11. Intellectualizing concepts as truth. To avoid Imposing anything upon reality (relating to non-duality as real). To remember the purpose of the path is presence of awareness.
12. Causing someone to lose faith. To avoid disparaging those who have faith (including Buddhists and all religions).
13. To rely on samaya substances. To fail to participate in Vajrayana rituals and rituals supports with ones Lama. Including songs, dances, substances, vajra and bell and so forth.
14. To never despise or condemn the other gender. To avoid disrespecting one’s partner.

 

Key Concepts:

Samaya (Tib. དམ་ཚིག; Wylie. dam tshig; Phonetic. damtsig)
Vajrayana commitments. These are the pledges taken by Vajrayana practitioners upon receiving initiation/empowerment. These include the first two types of vows, those of ‘individual liberation,’ which are monks vows or lay peoples vows (the five precepts) and the bodhisattva vows.The special Samaya, the vows of Vajrayana are the fourteen vows. Additionally they include vows of the five buddha families, root and branch vows. These vows are considered imperative codes of loyalty and view that are adhered to with great care, with the intensity with which one ‘guards the blood in one’s heart.’ Like all vows, they are impossible to keep perfectly unless one is already a buddha. Thus there are strategies to repair vows. However the quality of one’s practices and one’s mind-stream is thought to depend on how well these vows are kept. Like all vows, these are subject to interpretation. One should pay keen attention to how they are interpreted by one’s own Lama and sangha.

 

Homework

Read pages 14-15 in the English translation, “Great Perfection Outer and Inner Preliminaries.”
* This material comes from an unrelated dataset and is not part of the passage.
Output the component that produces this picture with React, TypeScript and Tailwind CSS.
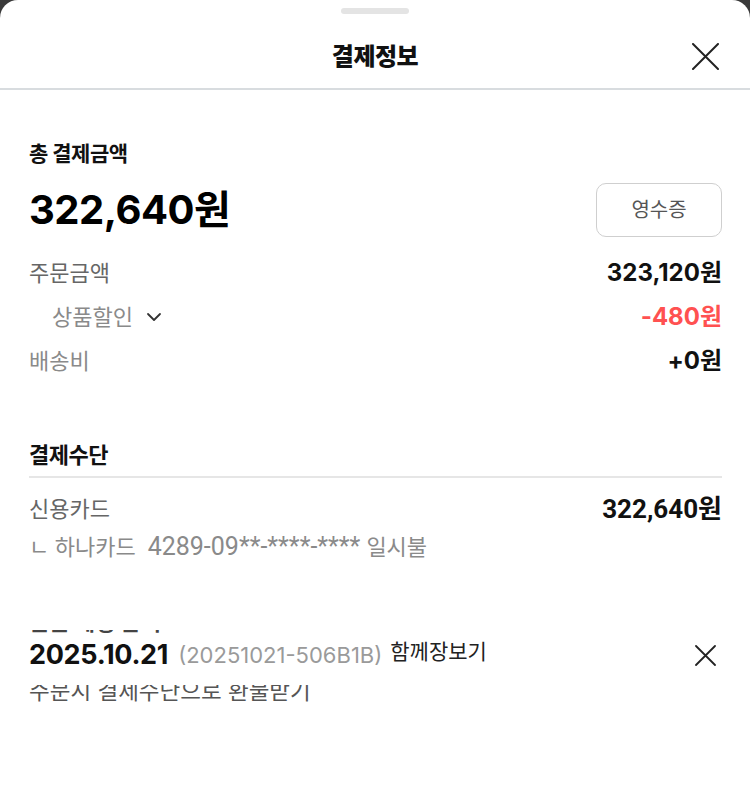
import React from "react";

const FONT = { fontFamily: 'Inter, "Noto Sans CJK KR", sans-serif' };
const ROBOTO = { fontFamily: 'Roboto, "Noto Sans CJK KR", sans-serif' };

function XIcon({ size, stroke }: { size: number; stroke: number }) {
  return (
    <svg width={size} height={size} viewBox={`0 0 ${size} ${size}`} fill="none">
      <path
        d={`M1 1L${size - 1} ${size - 1}M${size - 1} 1L1 ${size - 1}`}
        stroke="#222"
        strokeWidth={stroke}
        strokeLinecap="round"
      />
    </svg>
  );
}

function ChevronDown() {
  return (
    <svg width="16" height="10" viewBox="0 0 16 10" fill="none">
      <path d="M2 2L8 8L14 2" stroke="#333" strokeWidth="1.8" strokeLinecap="round" strokeLinejoin="round" />
    </svg>
  );
}

export default function App() {
  return (
    <div className="w-[750px] h-[810px] bg-[#3a3a3a] overflow-hidden" style={FONT}>
      <div className="w-full h-full bg-white rounded-t-[18px] flex flex-col">
        {/* handle */}
        <div className="h-[20px] flex justify-center pt-[8px]">
          <div className="w-[68px] h-[6px] rounded-full bg-[#e4e4e4]" />
        </div>
        {/* header */}
        <div className="h-[70px] relative flex items-center justify-center pt-[5px] border-b-2 border-[#d8dcdf]">
          <span className="text-[24px] font-extrabold text-[#111] tracking-[-0.5px]">결제정보</span>
          <button className="absolute right-[31px] top-[23px]">
            <XIcon size={27} stroke={2} />
          </button>
        </div>

        <div className="px-[29px] pr-[28px]">
          {/* 총 결제금액 */}
          <div className="pt-[51px] h-[26px] box-content flex items-center text-[21px] font-bold text-[#111] tracking-[-0.5px]">
            총 결제금액
          </div>
          <div className="mt-[16px] h-[54px] flex items-center justify-between">
            <span className="text-[40px] font-bold text-black tracking-[-0.5px] leading-none">322,640원</span>
            <button className="w-[126px] h-[54px] rounded-[10px] border border-[#cfcfcf] text-[20px] text-[#555]">
              영수증
            </button>
          </div>

          <div className="mt-[14px]">
            <div className="h-[44px] flex items-center justify-between">
              <span className="text-[22px] text-[#666]">주문금액</span>
              <span className="text-[24px] font-bold text-[#111]">323,120원</span>
            </div>
            <div className="h-[44px] flex items-center justify-between">
              <span className="pl-[23px] flex items-center gap-[13px] text-[22px] text-[#8a8a8a]">
                상품할인
                <ChevronDown />
              </span>
              <span className="text-[24px] font-bold text-[#ff5151]">-480원</span>
            </div>
            <div className="h-[44px] flex items-center justify-between">
              <span className="text-[22px] text-[#8a8a8a]">배송비</span>
              <span className="text-[24px] font-bold text-[#111]">+0원</span>
            </div>
          </div>

          {/* 결제수단 */}
          <div className="mt-[57px] h-[30px] flex items-center text-[22px] font-bold text-[#111] tracking-[-0.5px]">
            결제수단
          </div>
          <div className="mt-[6px] h-[2px] bg-[#e6e6e6]" />
          <div className="mt-[11px] h-[40px] flex items-center justify-between" style={ROBOTO}>
            <span className="text-[22px] text-[#666]">신용카드</span>
            <span className="text-[26px] font-bold text-[#111]">322,640원</span>
          </div>
          <div className="h-[36px] flex items-center text-[22px] text-[#8a8a8a] whitespace-nowrap" style={ROBOTO}>
            <span>ㄴ 하나카드</span>
            <span className="ml-[12px] text-[25px]">4289-09**-****-****</span>
            <span className="ml-[6px]">일시불</span>
          </div>

          {/* clipped line */}
          <div className="mt-[65px] h-[3px] overflow-hidden">
            <div className="-mt-[20px] leading-[24px] text-[22px] font-bold text-[#444] whitespace-nowrap">
              환불 예정 금액
            </div>
          </div>

          <div className="mt-[4px] h-[36px] flex items-center justify-between">
            <div className="flex items-center whitespace-nowrap">
              <span className="text-[27px] font-bold text-[#111] tracking-[-0.3px]">2025.10.21</span>
              <span className="ml-[10px] text-[22px] text-[#9a9a9a]">(20251021-506B1B)</span>
              <span className="ml-[8px] -mt-[6px] text-[21px] text-[#222]">함께장보기</span>
            </div>
            <span className="mr-[6px]">
              <XIcon size={21} stroke={1.8} />
            </span>
          </div>

          <div className="mt-[12px] h-[22px] overflow-hidden">
            <div className="-mt-[8px] leading-[28px] text-[22.5px] text-[#555] whitespace-nowrap">
              주문시 결제수단으로 환불받기
            </div>
          </div>
        </div>
      </div>
    </div>
  );
}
Points of Discussion for Vajrayana Live

  1. What are the vows of ‘individual liberation.’ Review these five precepts. Which are more difficult to keep and why? Give an example. Which is easiest for you to keep and why? Give an example of someone who has handled one of these vows in an exemplary manner.
  2. Review the first three vows. Discuss their meaning. Which is more difficult to keep and why? Give an example of someone who has handled one of these vows in an exemplary manner.